Jasmine Wahi. Photo by Dario Calmese.

Who She Is: Curator, Bronx Museum of Art

How She Inspired Us in 2020: With co-director Rebecca Jampol, Wahi has brought socially engaged art from emerging figures to Newark’s Project for Empty Space for a decade. This September, Wahi starting a second job in New York, while at the same time managing to find a new space in downtown Newark for her other project. Her new post at the Bronx Museum as social justice curator—plus her 23,000 followers on Instagram—provide Wahi with the perfect platform to address issues of structural racism and equity in the art world.

 

Sally Tallant

Sally Tallant. Photo: Hugo Glendinning.

Who She Is: Director, Queens Museum

How She Inspired Us in 2020: When New York City became the epicenter of the global health crisis, Corona, Queens, was New York’s most heavily impacted neighborhood. Recognizing how hard hit the Queens Museum’s local community had been, Tallant began to work with nearby organizations to provide relief.
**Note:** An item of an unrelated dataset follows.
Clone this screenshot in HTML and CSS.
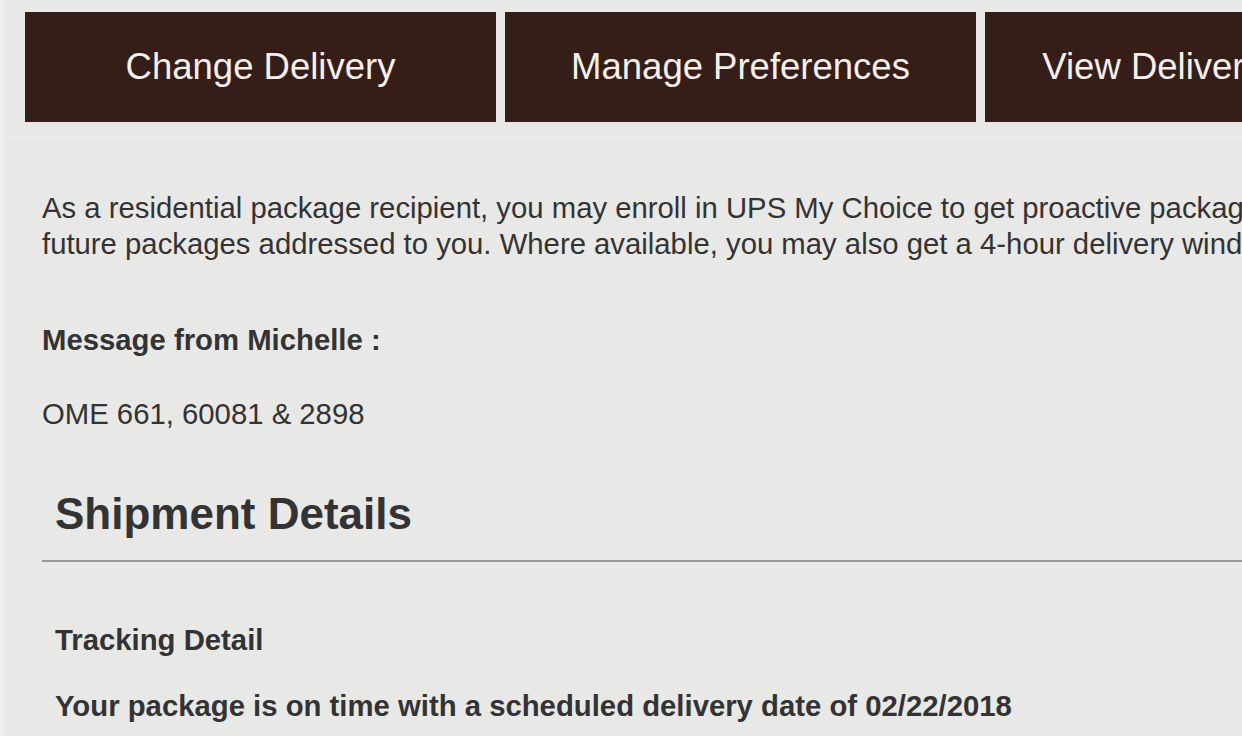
FILE: index.html
```html
<!DOCTYPE html>
<html lang="en">
<head>
<meta charset="utf-8">
<title>UPS Tracking</title>
<link rel="stylesheet" href="styles.css">
</head>
<body>
<div class="page">
  <nav class="actions">
    <a class="action" href="#">Change Delivery</a>
    <a class="action" href="#">Manage Preferences</a>
    <a class="action" href="#">View Delivery Planner</a>
  </nav>
  <main class="content">
    <p class="intro">As a residential package recipient, you may enroll in UPS My Choice to get proactive package alerts and more control over<br>future packages addressed to you. Where available, you may also get a 4-hour delivery window.</p>
    <p class="msg-label">Message from Michelle :</p>
    <p class="msg-text">OME 661, 60081 &amp; 2898</p>
    <section class="shipment">
      <h2 class="shipment-title">Shipment Details</h2>
      <hr class="rule">
      <h3 class="tracking-title">Tracking Detail</h3>
      <p class="status">Your package is on time with a scheduled delivery date of 02/22/2018</p>
    </section>
  </main>
</div>
</body>
</html>
```

FILE: styles.css
```css
html, body {
  margin: 0;
  padding: 0;
}
body {
  background: #eeeeec;
  font-family: "Liberation Sans", Arial, Helvetica, sans-serif;
  color: #333333;
  overflow: hidden;
}
.page {
  margin-left: 4px;
  background: #e8e8e6;
  min-height: 736px;
  width: 1400px;
}
.actions {
  display: flex;
  gap: 9px;
  padding: 12px 0 15px 21px;
  border-bottom: 1px solid #efefed;
}
.action {
  flex: 0 0 471px;
  height: 110px;
  display: flex;
  align-items: center;
  justify-content: center;
  background: #351e18;
  color: #f6f0ec;
  font-size: 36.5px;
  text-decoration: none;
  white-space: nowrap;
  overflow: hidden;
}
.content {
  padding: 52px 0 0 38px;
}
.intro {
  margin: 0;
  font-size: 29.3px;
  line-height: 36px;
  white-space: nowrap;
}
.msg-label {
  margin: 60px 0 0;
  font-size: 29.3px;
  line-height: 36px;
  font-weight: bold;
}
.msg-text {
  margin: 38px 0 0;
  font-size: 29.3px;
  line-height: 36px;
}
.shipment {
  margin-top: 56px;
}
.shipment-title {
  margin: 0 0 0 13px;
  font-size: 44px;
  line-height: 52px;
  font-weight: bold;
}
.rule {
  margin: 20px 0 0;
  border: 0;
  height: 2px;
  background: #999999;
}
.tracking-title {
  margin: 60px 0 0 13px;
  font-size: 29.3px;
  line-height: 36px;
  font-weight: bold;
}
.status {
  margin: 30px 0 0 13px;
  font-size: 29.3px;
  line-height: 36px;
  font-weight: bold;
  white-space: nowrap;
}
```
In June, the Queens Museum launched the La Jornada Together We Can Food Pantry, offering weekly food distributions to families living in the Corona zip code. (Since opening, the pantry has fed 14,650 families and counting.) And as the museum reopened its galleries in September, it made admission free of charge, allowing New Yorkers in any financial situation to experience its exhibitions.

 

Simone Wicha

Simone Wicha. Photo by Kate Russell, courtesy of the Blanton Museum of Art, the University of Texas at Austin.

Simone Wicha. Photo by Kate Russell, courtesy of the Blanton Museum of Art, the University of Texas at Austin.
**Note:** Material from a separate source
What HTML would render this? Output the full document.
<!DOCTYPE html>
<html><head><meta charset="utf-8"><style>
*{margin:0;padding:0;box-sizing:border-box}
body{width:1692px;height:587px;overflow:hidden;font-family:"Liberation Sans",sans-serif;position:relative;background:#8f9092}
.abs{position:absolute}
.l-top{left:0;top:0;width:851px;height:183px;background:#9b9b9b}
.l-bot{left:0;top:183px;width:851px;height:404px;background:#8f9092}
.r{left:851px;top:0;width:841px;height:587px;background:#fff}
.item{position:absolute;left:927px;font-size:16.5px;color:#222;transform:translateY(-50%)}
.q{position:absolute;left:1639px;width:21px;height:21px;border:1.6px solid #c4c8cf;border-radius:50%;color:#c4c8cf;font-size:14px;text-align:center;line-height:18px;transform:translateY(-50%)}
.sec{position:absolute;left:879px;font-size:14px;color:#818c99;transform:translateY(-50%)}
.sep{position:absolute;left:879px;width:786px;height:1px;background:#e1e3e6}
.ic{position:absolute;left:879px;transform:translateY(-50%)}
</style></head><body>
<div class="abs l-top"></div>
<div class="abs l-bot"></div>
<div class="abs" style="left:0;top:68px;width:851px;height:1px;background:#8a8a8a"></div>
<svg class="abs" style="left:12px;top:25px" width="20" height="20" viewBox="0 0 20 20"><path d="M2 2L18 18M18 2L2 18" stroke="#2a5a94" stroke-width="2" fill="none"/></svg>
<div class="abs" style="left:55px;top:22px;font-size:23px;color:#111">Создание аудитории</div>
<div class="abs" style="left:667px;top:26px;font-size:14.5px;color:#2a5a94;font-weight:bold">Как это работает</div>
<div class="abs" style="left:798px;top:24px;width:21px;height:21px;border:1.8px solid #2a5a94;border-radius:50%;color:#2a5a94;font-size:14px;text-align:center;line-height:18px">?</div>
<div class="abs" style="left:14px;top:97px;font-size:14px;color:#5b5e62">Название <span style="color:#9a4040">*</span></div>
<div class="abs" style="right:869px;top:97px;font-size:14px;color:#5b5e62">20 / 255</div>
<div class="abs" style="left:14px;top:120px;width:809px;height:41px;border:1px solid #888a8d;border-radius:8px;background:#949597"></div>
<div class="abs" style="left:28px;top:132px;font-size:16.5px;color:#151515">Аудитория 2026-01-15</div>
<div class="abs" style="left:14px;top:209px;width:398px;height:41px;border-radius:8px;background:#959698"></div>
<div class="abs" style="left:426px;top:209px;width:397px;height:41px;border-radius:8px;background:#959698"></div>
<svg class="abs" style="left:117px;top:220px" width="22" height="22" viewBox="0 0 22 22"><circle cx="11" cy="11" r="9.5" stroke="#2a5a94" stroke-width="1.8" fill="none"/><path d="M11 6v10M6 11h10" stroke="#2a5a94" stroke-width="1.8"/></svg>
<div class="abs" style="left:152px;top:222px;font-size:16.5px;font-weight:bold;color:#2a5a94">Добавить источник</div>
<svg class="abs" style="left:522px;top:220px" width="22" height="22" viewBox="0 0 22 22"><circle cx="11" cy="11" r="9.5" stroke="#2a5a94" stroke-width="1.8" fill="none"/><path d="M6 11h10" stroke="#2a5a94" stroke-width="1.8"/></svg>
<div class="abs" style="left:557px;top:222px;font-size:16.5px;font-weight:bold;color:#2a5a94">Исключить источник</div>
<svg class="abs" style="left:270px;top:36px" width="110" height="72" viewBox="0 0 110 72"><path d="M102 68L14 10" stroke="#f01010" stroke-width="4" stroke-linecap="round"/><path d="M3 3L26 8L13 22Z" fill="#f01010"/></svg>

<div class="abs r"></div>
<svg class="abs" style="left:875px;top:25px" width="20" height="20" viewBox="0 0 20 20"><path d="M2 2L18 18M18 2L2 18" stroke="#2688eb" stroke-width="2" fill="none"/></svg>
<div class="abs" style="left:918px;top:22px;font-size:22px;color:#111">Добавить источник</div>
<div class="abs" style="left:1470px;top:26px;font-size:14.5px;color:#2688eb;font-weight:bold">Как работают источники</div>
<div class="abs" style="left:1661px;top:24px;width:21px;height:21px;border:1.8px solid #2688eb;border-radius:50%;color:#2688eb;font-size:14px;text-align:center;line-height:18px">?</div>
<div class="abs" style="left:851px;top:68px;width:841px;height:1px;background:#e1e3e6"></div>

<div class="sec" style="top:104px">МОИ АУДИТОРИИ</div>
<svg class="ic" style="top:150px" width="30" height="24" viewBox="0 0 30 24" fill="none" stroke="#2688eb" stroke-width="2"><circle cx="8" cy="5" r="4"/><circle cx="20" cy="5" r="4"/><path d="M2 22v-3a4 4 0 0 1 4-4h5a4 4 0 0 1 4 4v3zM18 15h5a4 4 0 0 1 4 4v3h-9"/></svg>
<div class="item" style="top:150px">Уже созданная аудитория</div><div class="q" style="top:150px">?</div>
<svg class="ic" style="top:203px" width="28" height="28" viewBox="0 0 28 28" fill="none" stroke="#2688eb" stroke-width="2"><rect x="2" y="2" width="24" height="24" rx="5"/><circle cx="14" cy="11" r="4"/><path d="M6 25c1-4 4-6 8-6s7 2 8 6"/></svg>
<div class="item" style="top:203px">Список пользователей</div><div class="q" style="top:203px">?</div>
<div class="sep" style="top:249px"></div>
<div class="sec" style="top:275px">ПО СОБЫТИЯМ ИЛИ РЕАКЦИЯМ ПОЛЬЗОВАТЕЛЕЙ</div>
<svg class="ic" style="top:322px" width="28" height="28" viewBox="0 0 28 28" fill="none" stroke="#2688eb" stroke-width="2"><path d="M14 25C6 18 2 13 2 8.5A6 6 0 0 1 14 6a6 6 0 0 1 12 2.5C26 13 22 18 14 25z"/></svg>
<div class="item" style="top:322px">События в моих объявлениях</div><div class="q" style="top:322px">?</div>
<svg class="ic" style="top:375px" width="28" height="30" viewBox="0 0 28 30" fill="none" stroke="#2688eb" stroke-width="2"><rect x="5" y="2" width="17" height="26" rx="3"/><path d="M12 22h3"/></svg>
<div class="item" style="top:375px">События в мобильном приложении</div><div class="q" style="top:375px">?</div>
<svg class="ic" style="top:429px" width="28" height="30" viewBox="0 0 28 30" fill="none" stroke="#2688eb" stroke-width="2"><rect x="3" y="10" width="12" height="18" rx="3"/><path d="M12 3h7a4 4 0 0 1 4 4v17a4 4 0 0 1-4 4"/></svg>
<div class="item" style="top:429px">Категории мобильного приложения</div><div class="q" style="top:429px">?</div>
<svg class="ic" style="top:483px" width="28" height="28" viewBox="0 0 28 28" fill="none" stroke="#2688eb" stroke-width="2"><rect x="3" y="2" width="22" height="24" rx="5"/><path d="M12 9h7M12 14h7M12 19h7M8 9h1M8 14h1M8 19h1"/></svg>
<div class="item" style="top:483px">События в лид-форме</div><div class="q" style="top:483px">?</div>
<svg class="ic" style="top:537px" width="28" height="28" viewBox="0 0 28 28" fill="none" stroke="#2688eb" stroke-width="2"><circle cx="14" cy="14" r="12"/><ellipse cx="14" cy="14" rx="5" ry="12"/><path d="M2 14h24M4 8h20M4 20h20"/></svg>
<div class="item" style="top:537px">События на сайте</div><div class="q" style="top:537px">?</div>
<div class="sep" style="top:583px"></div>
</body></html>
Who She Is: Director, Blanton Museum of Art

How She Inspired Us in 2020: While museums around the US were unleashing wave upon wave of layoffs and furloughs, Simone Wicha oversaw a survey of workers allowing museum staff to identify underutilized skills that were deployed to finish tasks that had long been on the museum’s back burner. A museum HVAC specialist, for example, was tasked with penning handwritten thank-you notes to donors in excellent cursive. Wicha’s creative thinking paid off, and allowed the Blanton to keep its staff intact throughout the shutdown.